WHAT THE TASK ASKS :: Give every line again exactly as it appears, please, but not the pictures.

== INFORMATION SUPPLIED ==

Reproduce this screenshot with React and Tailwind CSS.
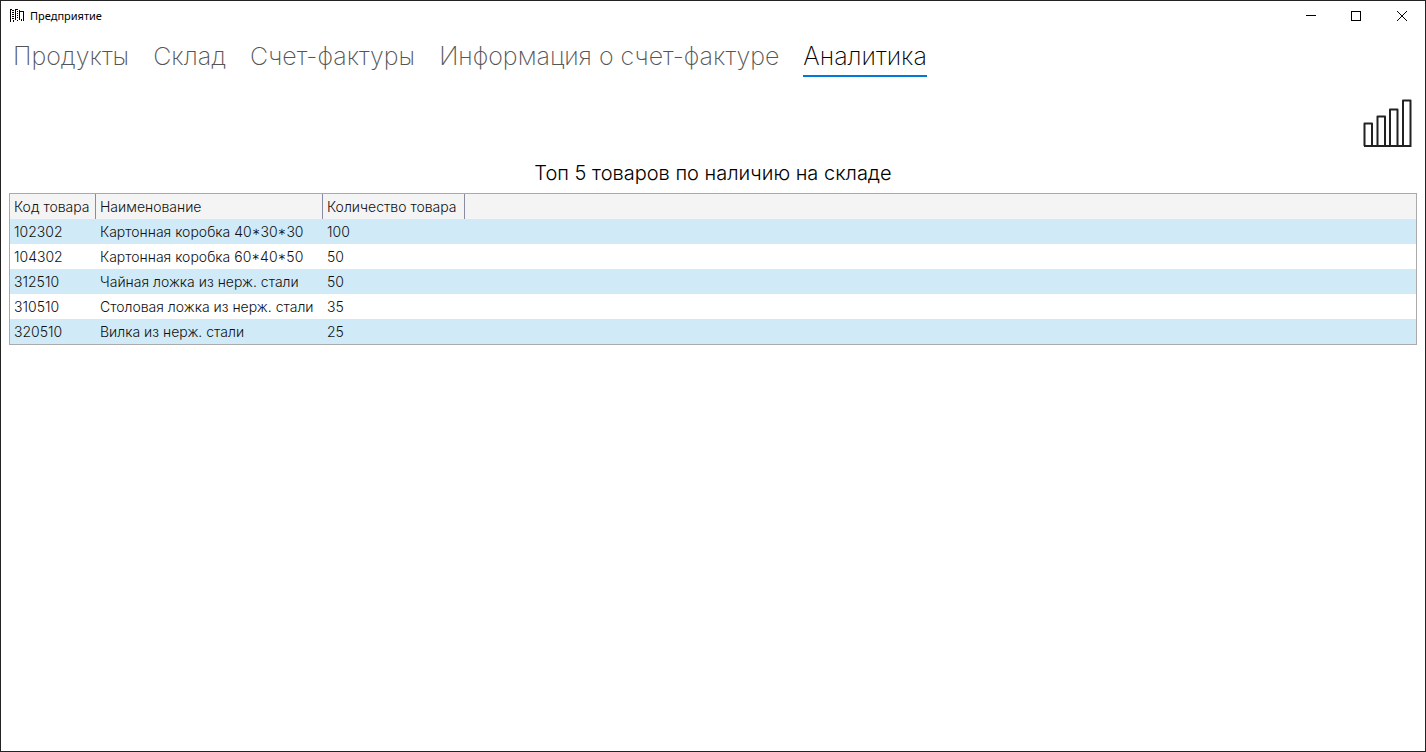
const tabs = ["Продукты", "Склад", "Счет-фактуры", "Информация о счет-фактуре", "Аналитика"];

const goods = [
  ["102302", "Картонная коробка 40*30*30", "100"],
  ["104302", "Картонная коробка 60*40*50", "50"],
  ["312510", "Чайная ложка из нерж. стали", "50"],
  ["310510", "Столовая ложка из нерж. стали", "35"],
  ["320510", "Вилка из нерж. стали", "25"],
];

function TitleBar() {
  return (
    <header className="flex h-[30px] items-center pl-2">
      <svg width="16" height="16" viewBox="0 0 16 16" shapeRendering="crispEdges" aria-hidden="true">
        <path
          fill="#000"
          d="M1 1h1v13H1zM2 1h1v1H2zM6 1h1v11H6zM3 2h2v1H3zM3 4h2v1H3zM3 6h2v1H3zM3 8h2v1H3zM3 10h2v1H3zM7 1h2v1H7zM8 3h1v1H8zM8 5h1v1H8zM8 7h1v1H8zM8 9h1v1H8zM4 12h1v2H4zM10 2h1v10h-1zM11 3h4v1h-4zM14 4h1v9h-1zM12 11h1v2h-1zM8 12h1v1H8z"
        />
      </svg>
      <span className="ml-[5px] grow font-['Noto_Sans','Open_Sans',sans-serif] text-[11px] text-black">Предприятие</span>
      <button type="button" aria-label="Свернуть" className="flex h-full w-11 items-center justify-center">
        <svg width="10" height="10" shapeRendering="crispEdges">
          <path d="M0 4.5h10" stroke="#000" />
        </svg>
      </button>
      <button type="button" aria-label="Развернуть" className="flex h-full w-[46px] items-center justify-center">
        <svg width="10" height="10" shapeRendering="crispEdges">
          <path d="M.5 .5h9v9h-9z" fill="none" stroke="#000" />
        </svg>
      </button>
      <button type="button" aria-label="Закрыть" className="flex h-full w-[46px] items-center justify-center">
        <svg width="10" height="10">
          <path d="M0 0L10 10M10 0L0 10" stroke="#000" />
        </svg>
      </button>
    </header>
  );
}

export default function App() {
  return (
    <div className="flex min-h-screen flex-col border border-[#232323] bg-white font-['Inter',sans-serif] text-black">
      <TitleBar />
      <nav role="tablist" className="flex h-12 gap-6 px-3">
        {tabs.map((name) => (
          <button
            key={name}
            type="button"
            role="tab"
            aria-selected={name === "Аналитика"}
            className="mb-0.5 flex items-center border-b-2 border-transparent pt-1.5 text-[25px] leading-8 font-extralight text-[#555] aria-selected:border-[#0078d7] aria-selected:text-black"
          >
            {name}
          </button>
        ))}
      </nav>
      <main className="flex flex-col px-2">
        <div className="flex justify-end pt-4 pr-1">
          <button type="button" aria-label="Диаграмма">
            <svg className="block" width="50" height="56" viewBox="0 0 50 56" fill="none" stroke="#222" strokeWidth="2" strokeLinejoin="round">
              <path d="M1.500 51V28.500h7.500v22.500M14.500 51V21.500h7.500v29.500M27 51V14.500h7.500v36.500M40 51V5.500h7.500v45.500M1 51h47.500" />
            </svg>
          </button>
        </div>
        <h1 className="mt-2.5 text-center text-xl leading-6 font-light">Топ 5 товаров по наличию на складе</h1>
        <div className="mt-2 border border-[#aaa]">
          <table className="w-full border-separate border-spacing-0 text-left text-sm font-light text-[#111]">
            <thead>
              <tr className="h-[25px] bg-[#f4f4f4]">
                <th className="w-[86px] border-r border-[#8a8aa0] p-0 pl-1 font-light whitespace-nowrap">Код товара</th>
                <th className="w-[227px] border-r border-[#8a8aa0] p-0 pl-1 font-light whitespace-nowrap">Наименование</th>
                <th className="w-[142px] border-r border-[#8a8aa0] p-0 pl-1 font-light whitespace-nowrap">Количество товара</th>
                <td />
              </tr>
            </thead>
            <tbody>
              {goods.map(([code, name, count]) => (
                <tr key={code} className="h-[25px] odd:bg-[#d0ebf7]">
                  <td className="p-0 pl-1 whitespace-nowrap">{code}</td>
                  <td className="p-0 pl-1 whitespace-nowrap">{name}</td>
                  <td className="p-0 pl-1 whitespace-nowrap">{count}</td>
                  <td />
                </tr>
              ))}
            </tbody>
          </table>
        </div>
      </main>
    </div>
  );
}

===

EXERCISE RESPONSE ::
Reproduce this screenshot with React and Tailwind CSS.
const tabs = ["Продукты", "Склад", "Счет-фактуры", "Информация о счет-фактуре", "Аналитика"];

const goods = [
  ["102302", "Картонная коробка 40*30*30", "100"],
  ["104302", "Картонная коробка 60*40*50", "50"],
  ["312510", "Чайная ложка из нерж. стали", "50"],
  ["310510", "Столовая ложка из нерж. стали", "35"],
  ["320510", "Вилка из нерж. стали", "25"],
];

function TitleBar() {
  return (
    <header className="flex h-[30px] items-center pl-2">
      <svg width="16" height="16" viewBox="0 0 16 16" shapeRendering="crispEdges" aria-hidden="true">
        <path
          fill="#000"
          d="M1 1h1v13H1zM2 1h1v1H2zM6 1h1v11H6zM3 2h2v1H3zM3 4h2v1H3zM3 6h2v1H3zM3 8h2v1H3zM3 10h2v1H3zM7 1h2v1H7zM8 3h1v1H8zM8 5h1v1H8zM8 7h1v1H8zM8 9h1v1H8zM4 12h1v2H4zM10 2h1v10h-1zM11 3h4v1h-4zM14 4h1v9h-1zM12 11h1v2h-1zM8 12h1v1H8z"
        />
      </svg>
      <span className="ml-[5px] grow font-['Noto_Sans','Open_Sans',sans-serif] text-[11px] text-black">Предприятие</span>
      <button type="button" aria-label="Свернуть" className="flex h-full w-11 items-center justify-center">
        <svg width="10" height="10" shapeRendering="crispEdges">
          <path d="M0 4.5h10" stroke="#000" />
        </svg>
      </button>
      <button type="button" aria-label="Развернуть" className="flex h-full w-[46px] items-center justify-center">
        <svg width="10" height="10" shapeRendering="crispEdges">
          <path d="M.5 .5h9v9h-9z" fill="none" stroke="#000" />
        </svg>
      </button>
      <button type="button" aria-label="Закрыть" className="flex h-full w-[46px] items-center justify-center">
        <svg width="10" height="10">
          <path d="M0 0L10 10M10 0L0 10" stroke="#000" />
        </svg>
      </button>
    </header>
  );
}

export default function App() {
  return (
    <div className="flex min-h-screen flex-col border border-[#232323] bg-white font-['Inter',sans-serif] text-black">
      <TitleBar />
      <nav role="tablist" className="flex h-12 gap-6 px-3">
        {tabs.map((name) => (
          <button
            key={name}
            type="button"
            role="tab"
            aria-selected={name === "Аналитика"}
            className="mb-0.5 flex items-center border-b-2 border-transparent pt-1.5 text-[25px] leading-8 font-extralight text-[#555] aria-selected:border-[#0078d7] aria-selected:text-black"
          >
            {name}
          </button>
        ))}
      </nav>
      <main className="flex flex-col px-2">
        <div className="flex justify-end pt-4 pr-1">
          <button type="button" aria-label="Диаграмма">
            <svg className="block" width="50" height="56" viewBox="0 0 50 56" fill="none" stroke="#222" strokeWidth="2" strokeLinejoin="round">
              <path d="M1.500 51V28.500h7.500v22.500M14.500 51V21.500h7.500v29.500M27 51V14.500h7.500v36.500M40 51V5.500h7.500v45.500M1 51h47.500" />
            </svg>
          </button>
        </div>
        <h1 className="mt-2.5 text-center text-xl leading-6 font-light">Топ 5 товаров по наличию на складе</h1>
        <div className="mt-2 border border-[#aaa]">
          <table className="w-full border-separate border-spacing-0 text-left text-sm font-light text-[#111]">
            <thead>
              <tr className="h-[25px] bg-[#f4f4f4]">
                <th className="w-[86px] border-r border-[#8a8aa0] p-0 pl-1 font-light whitespace-nowrap">Код товара</th>
                <th className="w-[227px] border-r border-[#8a8aa0] p-0 pl-1 font-light whitespace-nowrap">Наименование</th>
                <th className="w-[142px] border-r border-[#8a8aa0] p-0 pl-1 font-light whitespace-nowrap">Количество товара</th>
                <td />
              </tr>
            </thead>
            <tbody>
              {goods.map(([code, name, count]) => (
                <tr key={code} className="h-[25px] odd:bg-[#d0ebf7]">
                  <td className="p-0 pl-1 whitespace-nowrap">{code}</td>
                  <td className="p-0 pl-1 whitespace-nowrap">{name}</td>
                  <td className="p-0 pl-1 whitespace-nowrap">{count}</td>
                  <td />
                </tr>
              ))}
            </tbody>
          </table>
        </div>
      </main>
    </div>
  );
}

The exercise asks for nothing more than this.